The ceremony, hosted at Emperors Palace, saw Black Owned Businesses being honoured for their contributions to transformation and Broad Based Black Economic Empowerment (BBBEE) in the country.
Durban based SAS is today 100% Black Owned; 70% Black Women-Owned and 12% employee owned.
Founded by the late Don Mkhwanwazi and the company’s current CEO Prasheen Maharaj, SAS today competes on a global stage in the ship repair and ship building sector.
“When our peers note the good work we are doing at SAS, it is most humbling – and must mean that we are doing something right,” Maharaj said. “Every South African business not only has a moral obligation to redressing the inequalities of the past, but to building this wonderful nation of ours on a foundation of skills transfer and development,” he said.

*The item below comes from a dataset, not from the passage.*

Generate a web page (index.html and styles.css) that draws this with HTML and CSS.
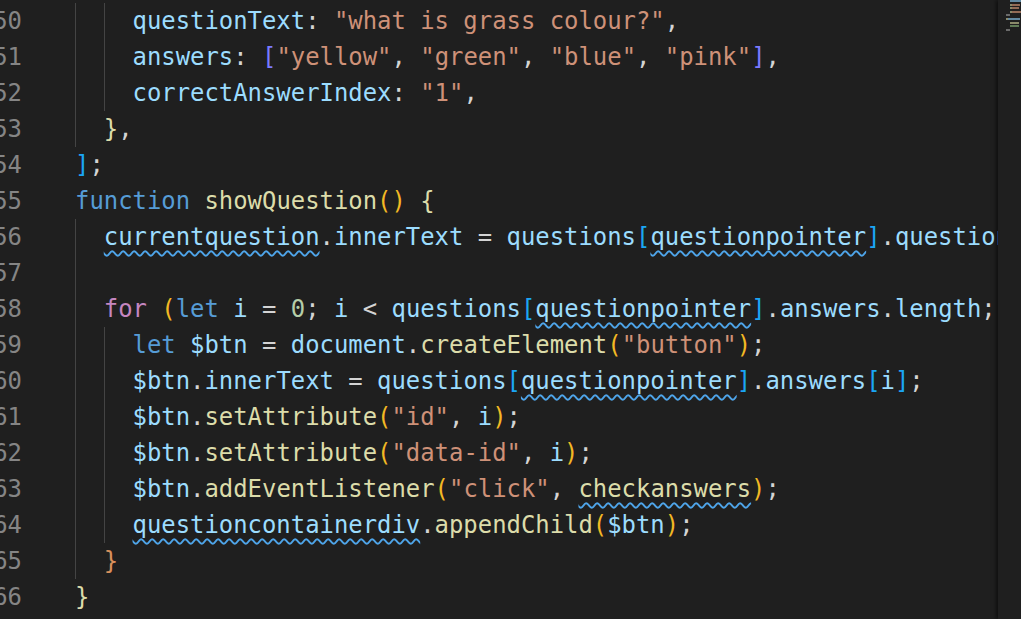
FILE: index.html
```html
<!DOCTYPE html>
<html lang="en">
<head>
<meta charset="utf-8">
<title>showQuestion</title>
<link rel="stylesheet" href="styles.css">
</head>
<body>
<div class="editor">
  <div class="gutter">
    <div class="ln"><span>150</span></div>
    <div class="ln"><span>151</span></div>
    <div class="ln"><span>152</span></div>
    <div class="ln"><span>153</span></div>
    <div class="ln"><span>154</span></div>
    <div class="ln"><span>155</span></div>
    <div class="ln"><span>156</span></div>
    <div class="ln"><span>157</span></div>
    <div class="ln"><span>158</span></div>
    <div class="ln"><span>159</span></div>
    <div class="ln"><span>160</span></div>
    <div class="ln"><span>161</span></div>
    <div class="ln"><span>162</span></div>
    <div class="ln"><span>163</span></div>
    <div class="ln"><span>164</span></div>
    <div class="ln"><span>165</span></div>
    <div class="ln"><span>166</span></div>
  </div>
  <div class="code">
    <div class="line"><span class="ind"></span><span class="ind"></span><span class="pr">questionText</span><span class="p">: </span><span class="s">"what is grass colour?"</span><span class="p">,</span></div>
    <div class="line"><span class="ind"></span><span class="ind"></span><span class="pr">answers</span><span class="p">: </span><span class="b2">[</span><span class="s">"yellow"</span><span class="p">, </span><span class="s">"green"</span><span class="p">, </span><span class="s">"blue"</span><span class="p">, </span><span class="s">"pink"</span><span class="b2">]</span><span class="p">,</span></div>
    <div class="line"><span class="ind"></span><span class="ind"></span><span class="pr">correctAnswerIndex</span><span class="p">: </span><span class="s">"1"</span><span class="p">,</span></div>
    <div class="line"><span class="ind"></span><span class="b0">}</span><span class="p">,</span></div>
    <div class="line"><span class="b3">]</span><span class="p">;</span></div>
    <div class="line"><span class="kw">function</span><span class="p"> </span><span class="fn">showQuestion</span><span class="b1">()</span><span class="p"> </span><span class="b0">{</span></div>
    <div class="line"><span class="ind"></span><span class="pr sq">currentquestion</span><span class="p">.</span><span class="pr">innerText</span><span class="p"> = </span><span class="pr">questions</span><span class="b3">[</span><span class="pr sq">questionpointer</span><span class="b3">]</span><span class="p">.</span><span class="pr">questionText;</span></div>
    <div class="line"><span class="ind"></span></div>
    <div class="line"><span class="ind"></span><span class="ctl">for</span><span class="p"> </span><span class="b1">(</span><span class="kw">let</span><span class="p"> </span><span class="pr">i</span><span class="p"> = </span><span class="num">0</span><span class="p">; </span><span class="pr">i</span><span class="p"> &lt; </span><span class="pr">questions</span><span class="b3">[</span><span class="pr sq">questionpointer</span><span class="b3">]</span><span class="p">.</span><span class="pr">answers</span><span class="p">.</span><span class="pr">length</span><span class="p">; </span><span class="pr">i</span><span class="p">++</span><span class="b1">)</span><span class="p"> {</span></div>
    <div class="line"><span class="ind"></span><span class="ind"></span><span class="kw">let</span><span class="p"> </span><span class="pr">$btn</span><span class="p"> = </span><span class="pr">document</span><span class="p">.</span><span class="fn">createElement</span><span class="b1">(</span><span class="s">"button"</span><span class="b1">)</span><span class="p">;</span></div>
    <div class="line"><span class="ind"></span><span class="ind"></span><span class="pr">$btn</span><span class="p">.</span><span class="pr">innerText</span><span class="p"> = </span><span class="pr">questions</span><span class="b3">[</span><span class="pr sq">questionpointer</span><span class="b3">]</span><span class="p">.</span><span class="pr">answers</span><span class="b3">[</span><span class="pr">i</span><span class="b3">]</span><span class="p">;</span></div>
    <div class="line"><span class="ind"></span><span class="ind"></span><span class="pr">$btn</span><span class="p">.</span><span class="fn">setAttribute</span><span class="b1">(</span><span class="s">"id"</span><span class="p">, </span><span class="pr">i</span><span class="b1">)</span><span class="p">;</span></div>
    <div class="line"><span class="ind"></span><span class="ind"></span><span class="pr">$btn</span><span class="p">.</span><span class="fn">setAttribute</span><span class="b1">(</span><span class="s">"data-id"</span><span class="p">, </span><span class="pr">i</span><span class="b1">)</span><span class="p">;</span></div>
    <div class="line"><span class="ind"></span><span class="ind"></span><span class="pr">$btn</span><span class="p">.</span><span class="fn">addEventListener</span><span class="b1">(</span><span class="s">"click"</span><span class="p">, </span><span class="fn sq">checkanswers</span><span class="b1">)</span><span class="p">;</span></div>
    <div class="line"><span class="ind"></span><span class="ind"></span><span class="pr sq">questioncontainerdiv</span><span class="p">.</span><span class="fn">appendChild</span><span class="b1">(</span><span class="pr">$btn</span><span class="b1">)</span><span class="p">;</span></div>
    <div class="line"><span class="ind"></span><span class="b4">}</span></div>
    <div class="line"><span class="b0">}</span></div>
  </div>
  <div class="minimap">
    <div class="mrow"><span class="mi2"></span><span class="mc-b" style="width:11px"></span></div>
    <div class="mrow"><span class="mi2"></span><span class="mc-y" style="width:2px"></span><span class="mc-o" style="width:8px"></span></div>
    <div class="mrow"><span class="mi2"></span><span class="mc-y" style="width:2px"></span><span class="mc-o" style="width:7px"></span></div>
    <div class="mrow"><span class="mi2"></span><span class="mc-y" style="width:2px"></span><span class="mc-o" style="width:9px"></span></div>
    <div class="mrow"><span class="mi1"></span><span class="mc-g" style="width:4px"></span></div>
    <div class="mrow"><span class="mi1"></span><span class="mc-y" style="width:2px"></span><span class="mc-b" style="width:12px"></span></div>
    <div class="mrow"><span class="mi2"></span><span class="mc-y" style="width:9px"></span></div>
    <div class="mrow"><span class="mi2"></span><span class="mc-c" style="width:9px"></span></div>
    <div class="mrow"><span class="mi1"></span><span class="mc-g" style="width:4px"></span></div>
  </div>
</div>
</body>
</html>
```

FILE: styles.css
```css
html, body {
  margin: 0;
  padding: 0;
  background: #1f1f1f;
  overflow: hidden;
}

.editor {
  display: flex;
  width: 1021px;
  height: 619px;
  background: #1f1f1f;
  font-family: "DejaVu Sans Mono", "Liberation Mono", monospace;
  font-size: 23.9px;
  color: #d4d4d4;
  overflow: hidden;
}

.gutter {
  width: 75px;
  flex: none;
  padding-top: 3px;
  display: flex;
  flex-direction: column;
}

.ln {
  width: 22px;
  height: 36px;
  line-height: 36px;
  display: flex;
  justify-content: flex-end;
  overflow: hidden;
  color: #858585;
  white-space: pre;
}

.code {
  flex: 1;
  min-width: 0;
  padding-top: 3px;
  overflow: hidden;
}

.line {
  height: 36px;
  line-height: 36px;
  white-space: pre;
  display: flex;
  align-items: stretch;
}

.line > span {
  flex: none;
}

.ind {
  display: inline-block;
  width: 2ch;
  box-sizing: border-box;
  border-left: 1px solid #444444;
}

.p { color: #d4d4d4; }
.pr { color: #9cdcfe; }
.s { color: #ce9178; }
.kw { color: #569cd6; }
.ctl { color: #c586c0; }
.fn { color: #dcdcaa; }
.num { color: #b5cea8; }
.b0 { color: #dcdcaa; }
.b1 { color: #f2b824; }
.b2 { color: #7a7aff; }
.b3 { color: #1ba6f5; }
.b4 { color: #d9905c; }

.sq {
  text-decoration: underline wavy #4ea5ea;
  text-decoration-thickness: 1.6px;
  text-underline-offset: 5px;
  text-decoration-skip-ink: none;
}

.minimap {
  width: 23px;
  flex: none;
  background: #1f1f1f;
  box-shadow: -2px 0 4px rgba(0, 0, 0, 0.55);
  display: flex;
  flex-direction: column;
  gap: 1.6px;
  position: relative;
}

.mrow {
  height: 2px;
  display: flex;
}

.mrow span {
  height: 2px;
  opacity: 0.7;
}

.mi1 { width: 8px; }
.mi2 { width: 12px; }
.mc-b { background: #7fb7d9; }
.mc-y { background: #b8b88a; }
.mc-o { background: #c48c6e; }
.mc-g { background: #8a8a8a; }
.mc-c { background: #7ea26e; }
```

Maharaj said he was particularly proud of the SAS Artisan training programme, where hundreds of young South Africans graduate as maritime professionals.

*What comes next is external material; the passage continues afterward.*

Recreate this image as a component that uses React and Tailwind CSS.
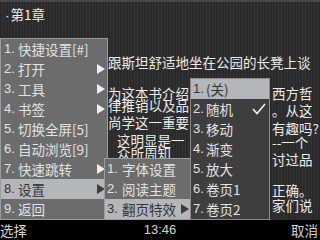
import clsx from 'clsx';

const Arrow = ({ dark }) => (
    <svg width="8" height="10" viewBox="0 0 8 10" className="ml-auto shrink-0">
        <path d="M0 0 L8 5 L0 10 Z" fill={dark ? '#3c3c3c' : '#f0f0f0'} />
    </svg>
);

function Item({ n, label, arrow, active, pad, numW, check }) {
    return (
        <div
            className={clsx(
                'h-[20px] flex items-center pr-[2px] whitespace-nowrap',
                pad,
                active ? 'bg-[#b3b7bb] text-[#353535]' : 'text-[#e2e2e2]'
            )}
        >
            <span className={clsx("font-['Liberation_Sans'] text-[13px] shrink-0", numW)}>{n}.</span>
            <span>{label}</span>
            {arrow && <Arrow dark={active} />}
            {check && (
                <svg width="14" height="12" viewBox="0 0 14 12" className="ml-auto mr-[1px]">
                    <path d="M1 6 L5 10.5 L13 1" fill="none" stroke="#f2f2f2" strokeWidth="1.6" />
                </svg>
            )}
        </div>
    );
}

const mainMenu = [
    { label: '快捷设置[#]' },
    { label: '打开', arrow: true },
    { label: '工具', arrow: true },
    { label: '书签', arrow: true },
    { label: '切换全屏[5]' },
    { label: '自动浏览[9]' },
    { label: '快速跳转', arrow: true },
    { label: '设置', arrow: true, active: true },
    { label: '返回' },
];

const settingsMenu = [
    { label: '字体设置' },
    { label: '阅读主题' },
    { label: '翻页特效', arrow: true, active: true },
];

const effectMenu = [
    { label: '(关)', active: true },
    { label: '随机', check: true },
    { label: '移动' },
    { label: '渐变' },
    { label: '放大' },
    { label: '卷页1' },
    { label: '卷页2' },
];

export default function App() {
    return (
        <div className="w-[320px] h-[240px] relative overflow-hidden flex flex-col text-[13.5px] font-['Noto_Sans_CJK_SC',sans-serif]">
            {/* Reader page */}
            <div className="flex-1 flex flex-col bg-[repeating-linear-gradient(90deg,#2a2a2a_0px,#2a2a2a_2px,#333333_2px,#333333_3px)] text-[#ececec] whitespace-nowrap">
                <div className="h-[2px] bg-[#474747]" />
                <div className="h-[16px] leading-[16px] mt-[4px] pl-[5px]">
                    <span className="font-['Liberation_Sans'] mr-[1px]">·</span>第1章
                </div>
                <div className="h-[16px] leading-[16px] mt-[32px] pl-[108px]">跟斯坦舒适地坐在公园的长凳上谈</div>
                <div className="flex">
                    <div className="w-[272px] pl-[108px]">
                        <div className="w-[82px] overflow-hidden">
                            <div className="h-[16px] leading-[16px] mt-[15px]">为这本书介绍了</div>
                            <div className="h-[16px] leading-[16px] -mt-[4px]">律推销以及品</div>
                            <div className="h-[16px] leading-[16px] mt-[1px]">尚学这一重要</div>
                            <div className="h-[16px] leading-[16px] mt-[2px] pl-[9px]">这明显是一</div>
                            <div className="h-[16px] leading-[16px] -mt-[3px] pl-[9px]">众所周知</div>
                        </div>
                    </div>
                    <div className="flex-1">
                        <div className="h-[16px] leading-[16px] mt-[15px]">西方哲</div>
                        <div className="h-[16px] leading-[16px] mt-[1px]">。从这</div>
                        <div className="h-[16px] leading-[16px] mt-[2px]">有趣吗?</div>
                        <div className="h-[16px] leading-[16px] -mt-[2px]">--一个</div>
                        <div className="h-[16px] leading-[16px] mt-[1px]">讨过品</div>
                        <div className="h-[16px] leading-[16px] mt-[15px]">正确。</div>
                        <div className="h-[16px] leading-[16px] -mt-[1px]">家们说</div>
                    </div>
                </div>
            </div>

            {/* Soft key bar */}
            <div className="h-[20px] bg-black grid grid-cols-3 items-center text-[#d4d4d4] leading-[20px]">
                <span>选择</span>
                <span className="text-center font-['Liberation_Sans'] text-[13px]">13:46</span>
                <span className="text-right pr-[2px]">取消</span>
            </div>

            {/* Main menu */}
            <div className="absolute left-0 top-[38px] w-[108px] h-[182px] bg-[#6c6c6c] border border-[#9c9c9c]">
                {mainMenu.map((m, i) => (
                    <Item key={i} n={i + 1} {...m} pad="pl-[3px]" numW="w-[14px]" />
                ))}
            </div>

            {/* Settings submenu */}
            <div className="absolute left-[104px] top-[158px] w-[88px] h-[62px] bg-[#6c6c6c] border border-[#9c9c9c]">
                {settingsMenu.map((m, i) => (
                    <Item key={i} n={i + 1} {...m} pad="pl-[2px]" numW="w-[15px]" />
                ))}
            </div>

            {/* Page effect submenu */}
            <div className="absolute left-[190px] top-[78px] w-[80px] h-[142px] bg-[#3e3e3e] border border-[#8c8c8c]">
                {effectMenu.map((m, i) => (
                    <Item key={i} n={i + 1} {...m} pad="pl-[2px]" numW="w-[13px]" />
                ))}
            </div>
        </div>
    );
}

In a statement published by the International Monetary Fund it was revealed that South Africa faces low growth and low job creation prospects and that the increasing labour force is projected to exacerbate unemployment pressures, poverty, and inequality.

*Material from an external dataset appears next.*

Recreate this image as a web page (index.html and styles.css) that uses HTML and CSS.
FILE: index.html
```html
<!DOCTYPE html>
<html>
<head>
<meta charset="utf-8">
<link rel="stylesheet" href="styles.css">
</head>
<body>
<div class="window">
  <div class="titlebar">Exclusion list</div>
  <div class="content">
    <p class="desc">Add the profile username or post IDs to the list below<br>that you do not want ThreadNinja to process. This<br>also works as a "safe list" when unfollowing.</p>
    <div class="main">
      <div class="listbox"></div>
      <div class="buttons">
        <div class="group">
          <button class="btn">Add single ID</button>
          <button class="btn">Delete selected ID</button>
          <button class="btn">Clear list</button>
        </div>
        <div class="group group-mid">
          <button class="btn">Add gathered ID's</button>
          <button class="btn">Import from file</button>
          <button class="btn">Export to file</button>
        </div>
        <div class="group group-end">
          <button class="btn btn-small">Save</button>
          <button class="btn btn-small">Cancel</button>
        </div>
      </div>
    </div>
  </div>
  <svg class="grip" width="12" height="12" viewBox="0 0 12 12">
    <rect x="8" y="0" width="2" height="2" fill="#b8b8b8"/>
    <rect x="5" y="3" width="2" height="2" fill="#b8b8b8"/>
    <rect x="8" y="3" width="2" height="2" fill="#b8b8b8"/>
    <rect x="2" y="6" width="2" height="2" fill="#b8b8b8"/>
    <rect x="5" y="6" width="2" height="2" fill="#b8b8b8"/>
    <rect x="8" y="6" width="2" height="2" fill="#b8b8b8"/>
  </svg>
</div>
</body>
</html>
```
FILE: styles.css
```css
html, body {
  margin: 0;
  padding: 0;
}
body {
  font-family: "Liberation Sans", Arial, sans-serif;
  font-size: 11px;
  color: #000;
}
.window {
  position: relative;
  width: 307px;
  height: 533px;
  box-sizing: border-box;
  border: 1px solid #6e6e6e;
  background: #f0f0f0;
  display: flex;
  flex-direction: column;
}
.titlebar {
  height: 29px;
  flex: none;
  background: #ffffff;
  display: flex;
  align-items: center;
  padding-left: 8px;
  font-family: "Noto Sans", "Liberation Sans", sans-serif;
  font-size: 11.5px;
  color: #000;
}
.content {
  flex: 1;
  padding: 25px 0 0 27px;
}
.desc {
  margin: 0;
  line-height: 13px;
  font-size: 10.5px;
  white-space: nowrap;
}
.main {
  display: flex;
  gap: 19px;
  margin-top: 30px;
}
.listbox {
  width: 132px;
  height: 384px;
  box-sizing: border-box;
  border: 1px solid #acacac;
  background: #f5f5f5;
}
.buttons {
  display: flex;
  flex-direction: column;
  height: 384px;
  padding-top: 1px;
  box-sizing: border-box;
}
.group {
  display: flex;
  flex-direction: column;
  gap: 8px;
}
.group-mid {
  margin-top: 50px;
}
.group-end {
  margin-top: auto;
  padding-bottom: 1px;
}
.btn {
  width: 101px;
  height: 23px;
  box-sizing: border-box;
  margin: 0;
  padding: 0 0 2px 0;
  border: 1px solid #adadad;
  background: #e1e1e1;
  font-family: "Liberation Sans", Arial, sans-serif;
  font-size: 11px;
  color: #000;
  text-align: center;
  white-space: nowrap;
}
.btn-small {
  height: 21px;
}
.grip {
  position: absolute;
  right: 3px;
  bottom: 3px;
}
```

Maharaj said that taking cognisance of this challenge within the context of the oceans economy, the private sector and government needed to speed up efforts to grow jobs and reach the 1 million jobs target set out by Operation Phakisa in 2014.
“There needs to be a sincerer effort to have meaningful engagement between the private sector and government as ultimately the private sector will be the largest absorber of the skills base,” he said.
On the topic of women empowerment, he said that the industry needed to have meaningful conversations about females in the maritime industry.
Deputy Minister of Transport, Dikeledi Magadzi, praised the Durban-based Southern African Shipyards for making giant strides in empowering women in maritime.
At a Women’s Day event hosted by SAS, she said, “With the manufacturing and maintenance of ships, we are looking at what can be done to create jobs. As a department we appreciate what SAS is doing. This is about growing the economy as much as it is promoting equality. You are not just building ships but building the nation.”
The company was recently awarded a multi-billion Rand contract to build a Hydrographic Survey Vessel (HSV) for the South African Navy which represents one of the most complex projects to be undertaken in the African continent in recent years.
Another milestone project was the Transnet Ports Authority (TNPA) contract to build nine tugs, the largest contract to be issued to a single company by the State Owned Entity – the project value was an estimated R1.4 billion.
Other companies nominated on the evening were Pioneer Foods, Life 4 U Foundation, Path Steward Foundation NPC, COEGA, Tipp Focus, Bonakude Consulting, Pamodzi Unique Engineering, Bathu and Boon Africa.